Wallach, in turn, portrays Kaye as a tenant-turned-tyrant. He says he was being charitable when he allowed the plump fashion plate to set up a table on his property and claims he never made her any promises. "When the Millers asked to rent space for Fatima's business, I gave Starlady the first option of matching the offer," says Wallach, who opened his operation earlier this year. "Renting space is my business. That's how I pay my mortgage."

Wallach says the root of the controversy is the city's strict regulation of Ocean Drive, an issue hardly limited to the flakier-than-baklava world of psychics.

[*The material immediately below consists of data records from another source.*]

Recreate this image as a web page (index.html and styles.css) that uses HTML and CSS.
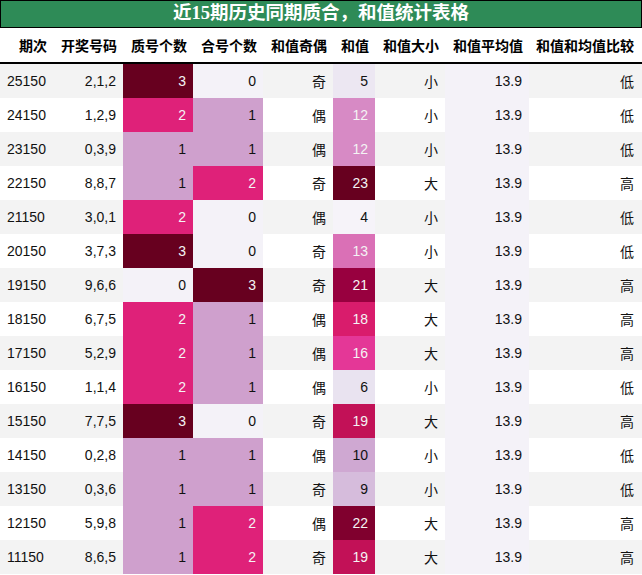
FILE: index.html
```html
<!DOCTYPE html>
<html lang="zh">
<head>
<meta charset="utf-8">
<title>近15期历史同期质合，和值统计表格</title>
<link rel="stylesheet" href="styles.css">
</head>
<body>
<div class="wrap">
  <div class="title">近15期历史同期质合，和值统计表格</div>
  <table class="grid">
    <colgroup>
      <col class="w1"><col class="w2"><col class="w3"><col class="w4"><col class="w5"><col class="w6"><col class="w7"><col class="w8"><col class="w9">
    </colgroup>
    <thead>
      <tr>
        <th>期次</th><th>开奖号码</th><th>质号个数</th><th>合号个数</th><th>和值奇偶</th><th>和值</th><th>和值大小</th><th>和值平均值</th><th>和值和均值比较</th>
      </tr>
    </thead>
    <tbody>
      <tr><td class="l">25150</td><td>2,1,2</td><td class="q3">3</td><td class="q0">0</td><td>奇</td><td class="lt" style="background:#ece7f2">5</td><td>小</td><td class="avg">13.9</td><td>低</td></tr>
      <tr><td class="l">24150</td><td>1,2,9</td><td class="q2">2</td><td class="q1">1</td><td>偶</td><td class="dk" style="background:#d78ac5">12</td><td>小</td><td class="avg">13.9</td><td>低</td></tr>
      <tr><td class="l">23150</td><td>0,3,9</td><td class="q1">1</td><td class="q1">1</td><td>偶</td><td class="dk" style="background:#d78ac5">12</td><td>小</td><td class="avg">13.9</td><td>低</td></tr>
      <tr><td class="l">22150</td><td>8,8,7</td><td class="q1">1</td><td class="q2">2</td><td>奇</td><td class="dk" style="background:#67001f">23</td><td>大</td><td class="avg">13.9</td><td>高</td></tr>
      <tr><td class="l">21150</td><td>3,0,1</td><td class="q2">2</td><td class="q0">0</td><td>偶</td><td class="lt" style="background:#f6f3f9">4</td><td>小</td><td class="avg">13.9</td><td>低</td></tr>
      <tr><td class="l">20150</td><td>3,7,3</td><td class="q3">3</td><td class="q0">0</td><td>奇</td><td class="dk" style="background:#da70b6">13</td><td>小</td><td class="avg">13.9</td><td>低</td></tr>
      <tr><td class="l">19150</td><td>9,6,6</td><td class="q0">0</td><td class="q3">3</td><td>奇</td><td class="dk" style="background:#98003f">21</td><td>大</td><td class="avg">13.9</td><td>高</td></tr>
      <tr><td class="l">18150</td><td>6,7,5</td><td class="q2">2</td><td class="q1">1</td><td>偶</td><td class="dk" style="background:#d91c6c">18</td><td>大</td><td class="avg">13.9</td><td>高</td></tr>
      <tr><td class="l">17150</td><td>5,2,9</td><td class="q2">2</td><td class="q1">1</td><td>偶</td><td class="dk" style="background:#e43797">16</td><td>大</td><td class="avg">13.9</td><td>高</td></tr>
      <tr><td class="l">16150</td><td>1,1,4</td><td class="q2">2</td><td class="q1">1</td><td>偶</td><td class="lt" style="background:#e9e3f0">6</td><td>小</td><td class="avg">13.9</td><td>低</td></tr>
      <tr><td class="l">15150</td><td>7,7,5</td><td class="q3">3</td><td class="q0">0</td><td>奇</td><td class="dk" style="background:#c21157">19</td><td>大</td><td class="avg">13.9</td><td>高</td></tr>
      <tr><td class="l">14150</td><td>0,2,8</td><td class="q1">1</td><td class="q1">1</td><td>偶</td><td class="lt" style="background:#cfa8d2">10</td><td>小</td><td class="avg">13.9</td><td>低</td></tr>
      <tr><td class="l">13150</td><td>0,3,6</td><td class="q1">1</td><td class="q1">1</td><td>奇</td><td class="lt" style="background:#d6bcdc">9</td><td>小</td><td class="avg">13.9</td><td>低</td></tr>
      <tr><td class="l">12150</td><td>5,9,8</td><td class="q1">1</td><td class="q2">2</td><td>偶</td><td class="dk" style="background:#80002e">22</td><td>大</td><td class="avg">13.9</td><td>高</td></tr>
      <tr><td class="l">11150</td><td>8,6,5</td><td class="q1">1</td><td class="q2">2</td><td>奇</td><td class="dk" style="background:#c21157">19</td><td>大</td><td class="avg">13.9</td><td>高</td></tr>
    </tbody>
  </table>
</div>
</body>
</html>
```
FILE: styles.css
```css
html, body {
  margin: 0;
  padding: 0;
  background: #ffffff;
}

.wrap {
  width: 642px;
  font-family: "Liberation Sans", "Noto Sans CJK SC", sans-serif;
  color: #111;
}

.title {
  box-sizing: border-box;
  height: 28px;
  border: 1px solid #000;
  background: #2e8b57;
  color: #ffffff;
  font-family: "Liberation Serif", "Noto Sans CJK SC", serif;
  font-weight: bold;
  font-size: 18.5px;
  line-height: 25px;
  text-align: center;
}

.grid {
  width: 642px;
  border-collapse: collapse;
  table-layout: fixed;
  font-size: 14px;
}

.w1 { width: 53px; }
.w2 { width: 70px; }
.w3 { width: 70px; }
.w4 { width: 70px; }
.w5 { width: 70px; }
.w6 { width: 42px; }
.w7 { width: 70px; }
.w8 { width: 84px; }
.w9 { width: 113px; }

.grid th {
  height: 34px;
  padding: 0 6px 0 0;
  text-align: right;
  font-weight: bold;
  color: #000;
  border-bottom: 2px solid #000;
  white-space: nowrap;
}

.grid th:last-child {
  padding-right: 8px;
}

.grid td {
  height: 34px;
  padding: 0 7px 0 0;
  text-align: right;
  white-space: nowrap;
}

.grid td:last-child {
  padding-right: 8px;
}

.grid td.l {
  text-align: left;
  padding: 0 0 0 7px;
}

.grid tbody tr:nth-child(odd) td {
  background: #f3f3f3;
}

.grid tbody tr:nth-child(even) td {
  background: #ffffff;
}

.grid tbody tr td.avg {
  background: #f4f2f8;
}

.grid tbody tr td.q0 {
  background: #f4f2f8;
  color: #111;
}

.grid tbody tr td.q1 {
  background: #cfa0cd;
  color: #111;
}

.grid tbody tr td.q2 {
  background: #df2179;
  color: #f4f4f4;
}

.grid tbody tr td.q3 {
  background: #67001f;
  color: #f4f4f4;
}

.grid td.dk {
  color: #f4f4f4;
}

.grid td.lt {
  color: #111;
}
```
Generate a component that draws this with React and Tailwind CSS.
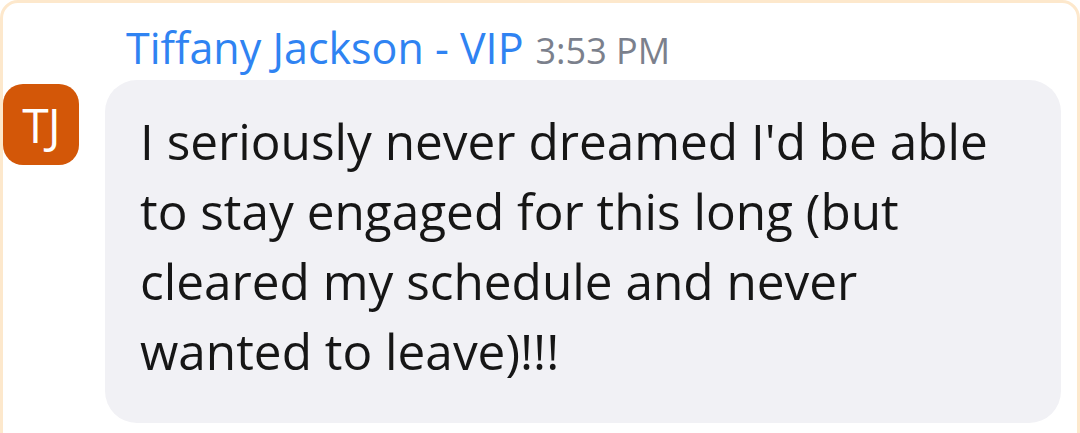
import React from 'react';

const App = () => {
  return (
    <div className="w-[1080px] h-[433px] overflow-hidden bg-white" style={{ fontFamily: '"Open Sans", "Noto Sans", sans-serif' }}>
      <div className="h-[460px] border-[3px] border-[#fde8cc] rounded-[18px] bg-white flex">
        <div className="pt-[81px] shrink-0">
          <div className="w-[76px] h-[81px] rounded-[20px] bg-[#d35708] flex items-center justify-center text-white text-[48px] font-normal tracking-[-1px] leading-none">
            TJ
          </div>
        </div>

        <div className="flex-1 ml-[26px] mr-[16px]">
          <div className="flex items-baseline gap-[12px] pl-[21px] pt-[25px] h-[77px] whitespace-nowrap">
            <span className="text-[43px] leading-[40px] text-[#2f83f2]">Tiffany Jackson - VIP</span>
            <span className="text-[36px] leading-[40px] text-[#7b808c]">3:53 PM</span>
          </div>
          <div className="bg-[#f1f1f5] rounded-[32px] h-[343px] pl-[35px] pt-[26px]">
            <p className="text-[49.5px] leading-[70px] text-[#161616]">
              I seriously never dreamed I'd be able<br />
              to stay engaged for this long (but<br />
              cleared my schedule and never<br />
              wanted to leave)!!!
            </p>
          </div>
        </div>
      </div>
    </div>
  );
};

export default App;
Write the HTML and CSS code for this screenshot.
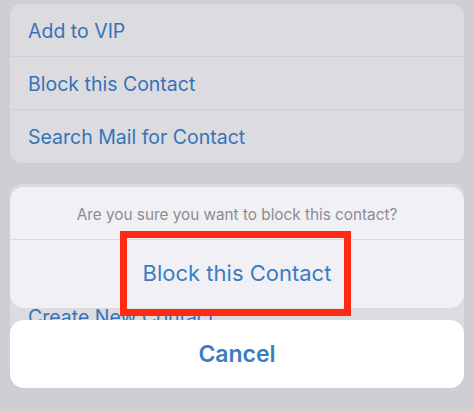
FILE: index.html
```html
<!DOCTYPE html>
<html>
  <head>
    <title>Block Contact</title>
    <link rel="stylesheet" href="styles.css">
  </head>
  <body>
    <div class="screen">
      <div class="group">
        <div class="row">Add to VIP</div>
        <div class="row">Block this Contact</div>
        <div class="row">Search Mail for Contact</div>
      </div>

      <!-- rows above this one sit under the alert -->
      <div class="group second">
        <div class="row">Create New Contact</div>
      </div>

      <div class="sheet">
        <div class="alert">
          <div class="message">Are you sure you want to block this contact?</div>
          <div class="action">Block this Contact</div>
        </div>
        <div class="cancel">Cancel</div>
      </div>

      <div class="highlight"></div>
    </div>
  </body>
</html>
```

FILE: styles.css
```css
body {
  margin: 0;
  background: #cfced3;
  font-family: Inter, "Liberation Sans", sans-serif;
}

.screen {
  position: relative;
  width: 474px;
  height: 411px;
  overflow: hidden;
  padding-top: 4px;
  box-sizing: border-box;
}

.group {
  margin: 0 10px;
  background: #dcdbe0;
  border-radius: 12px;
}

.group.second {
  margin-top: 21px;
  padding-top: 106px;
}

.row {
  height: 53px;
  line-height: 54px;
  padding-left: 18px;
  font-size: 19.5px;
  color: #3573b8;
  border-bottom: 1px solid #cfced4;
  box-sizing: border-box;
}

.row:last-child {
  border-bottom: none;
}

.sheet {
  position: absolute;
  left: 10px;
  right: 10px;
  top: 187px;
  display: flex;
  flex-direction: column;
  gap: 12px;
}

.alert {
  background: #f1f0f5;
  border-radius: 14px;
}

.message {
  height: 52px;
  line-height: 56px;
  text-align: center;
  font-size: 15.3px;
  color: #8c8c91;
  border-bottom: 1px solid #dcdbe0;
}

.action {
  height: 68px;
  line-height: 66px;
  text-align: center;
  font-size: 22px;
  color: #3b7dc2;
}

.cancel {
  height: 68px;
  line-height: 68px;
  text-align: center;
  background: #ffffff;
  border-radius: 14px;
  font-size: 23px;
  font-weight: 600;
  color: #3b7dc2;
}

.highlight {
  position: absolute;
  left: 120px;
  top: 231px;
  width: 231px;
  height: 85px;
  border: 7px solid #ff2a12;
  box-sizing: border-box;
}
```
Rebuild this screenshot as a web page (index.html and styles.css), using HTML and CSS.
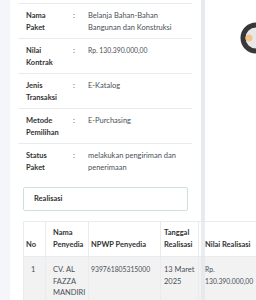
FILE: index.html
```html
<!DOCTYPE html>
<html lang="id">
<head>
  <meta charset="UTF-8" />
  <meta name="viewport" content="width=device-width, initial-scale=1.0"/>
  <title>Detail Paket</title>
  <link rel="stylesheet" href="styles.css">
</head>
<body>
  <div class="page">
    <div class="card main">
      <div class="row">
        <div class="label">Nama Paket</div>
        <div class="colon">:</div>
        <div class="value">Belanja Bahan-Bahan Bangunan dan Konstruksi</div>
      </div>
      <div class="row">
        <div class="label">Nilai Kontrak</div>
        <div class="colon">:</div>
        <div class="value"><span class="num">Rp. 130.390.000,00</span></div>
      </div>
      <div class="row">
        <div class="label">Jenis Transaksi</div>
        <div class="colon">:</div>
        <div class="value">E-Katalog</div>
      </div>
      <div class="row">
        <div class="label">Metode Pemilihan</div>
        <div class="colon">:</div>
        <div class="value">E-Purchasing</div>
      </div>
      <div class="row">
        <div class="label">Status Paket</div>
        <div class="colon">:</div>
        <div class="value">melakukan pengiriman dan penerimaan</div>
      </div>

      <div class="section">
        <div class="section-title">Realisasi</div>
        <table class="realisasi">
          <thead>
            <tr>
              <th class="c-no">No</th>
              <th class="c-nama">Nama Penyedia</th>
              <th class="c-npwp">NPWP Penyedia</th>
              <th class="c-tgl">Tanggal Realisasi</th>
              <th class="c-nilai">Nilai Realisasi</th>
            </tr>
          </thead>
          <tbody>
            <tr>
              <td class="c-no">1</td>
              <td class="c-nama">CV. AL FAZZA MANDIRI</td>
              <td class="c-npwp"><span class="num">939761805315000</span></td>
              <td class="c-tgl">13 Maret 2025</td>
              <td class="c-nilai"><span class="num">Rp. 130.390.000,00</span></td>
            </tr>
          </tbody>
        </table>
      </div>
    </div>

    <div class="card side">
      <svg class="avatar" width="34" height="34" viewBox="0 0 34 34">
        <circle cx="17" cy="17" r="13" fill="#e8e8e8" stroke="#383838" stroke-width="5"/>
        <circle cx="10" cy="17" r="3.5" fill="#f2c48c"/>
      </svg>
    </div>
    <div class="divider"></div>
  </div>
</body>
</html>
```

FILE: styles.css
```css
body {
  margin: 0;
  background: #f4f6f9;
  font-family: 'Lato', sans-serif;
  font-size: 7.5px;
  color: #495057;
  overflow: hidden;
}
.page {
  position: relative;
  display: flex;
  gap: 4px;
  padding-left: 10px;
  height: 300px;
  overflow: hidden;
}
.card {
  background: #fff;
}
.main {
  width: 191px;
  flex: none;
  padding: 3px 9px 0 8px;
  box-sizing: border-box;
}
.side {
  flex: 1;
  position: relative;
}
.avatar {
  position: absolute;
  left: 34px;
  top: 21px;
}
.num {
  font-size: 6.8px;
}

/* detail rows */
.row {
  display: flex;
  border-top: 1px solid #e9ecef;
  padding: 6px 0 0 8px;
  height: 28px;
  line-height: 11.5px;
}
.label {
  width: 38px;
  margin-right: 9px;
  font-weight: bold;
  color: #333;
}
.colon {
  width: 15px;
}
.value {
  flex: 1;
  padding-right: 6px;
}

/* realisasi */
.section {
  margin: 9px 0 0 5px;
}
.section-title {
  border: 1px solid #cfe0e0;
  border-radius: 2px;
  height: 22px;
  line-height: 22px;
  padding-left: 10px;
  width: 153px;
  font-weight: bold;
  color: #333;
}
.realisasi {
  position: relative;
  z-index: 1;
  margin-top: 10px;
  border-collapse: collapse;
  table-layout: fixed;
  width: 238px;
  line-height: 11.5px;
}
.realisasi th,
.realisasi td {
  box-sizing: border-box;
  border: 1px solid #e9ecef;
  padding-right: 2px;
}
.realisasi th {
  background: #fff;
  color: #333;
  font-weight: bold;
  text-align: left;
  vertical-align: bottom;
  height: 34px;
  padding-top: 5px;
  padding-bottom: 6px;
}
.realisasi td {
  background: #f2f2f2;
  vertical-align: top;
  padding-top: 7px;
  padding-bottom: 7px;
}
.realisasi .c-no { width: 22px; padding-left: 7px; }
.realisasi th.c-no { padding-left: 2px; }
.realisasi .c-nama { width: 43px; padding-left: 7px; }
.realisasi .c-npwp { width: 72px; padding-left: 2px; }
.realisasi .c-tgl { width: 38px; padding-left: 3px; }
.realisasi .c-nilai { width: 63px; padding-left: 6px; }

.divider {
  position: absolute;
  left: 201px;
  top: 0;
  width: 4px;
  height: 300px;
  background: rgba(225, 230, 236, 0.7);
  z-index: 2;
}
```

With the phenomenal growth of South Beach, says the restaurateur, business owners have pressured city fathers to keep tourist-inhibiting hawkers off the area's neon flagship. "This is not limited to fortunetellers. The city's cracking down on vendors, period. It's gotten to be too much. The other night I ran into ten flower salesmen in an hour," he says.

Stuart Rogel, assistant city manager, confirms that mounting concern from the Ocean Drive Association has prompted the city to boost enforcement of the

law prohibiting vending on public property. "We're just beginning a more concerted effort to clean up that sort of carnival atmosphere that exists on Ocean," Rogel explains.

"That strip is one of the last places where fortunetelling is still allowed," laments Cook, still convinced an Ocean Drive gig for his wife is in the cards. "We're just trying to make a few bucks. It just goes to show, if you're a rich man, you can do anything you want. If you're poor, they'll stop you at every turn.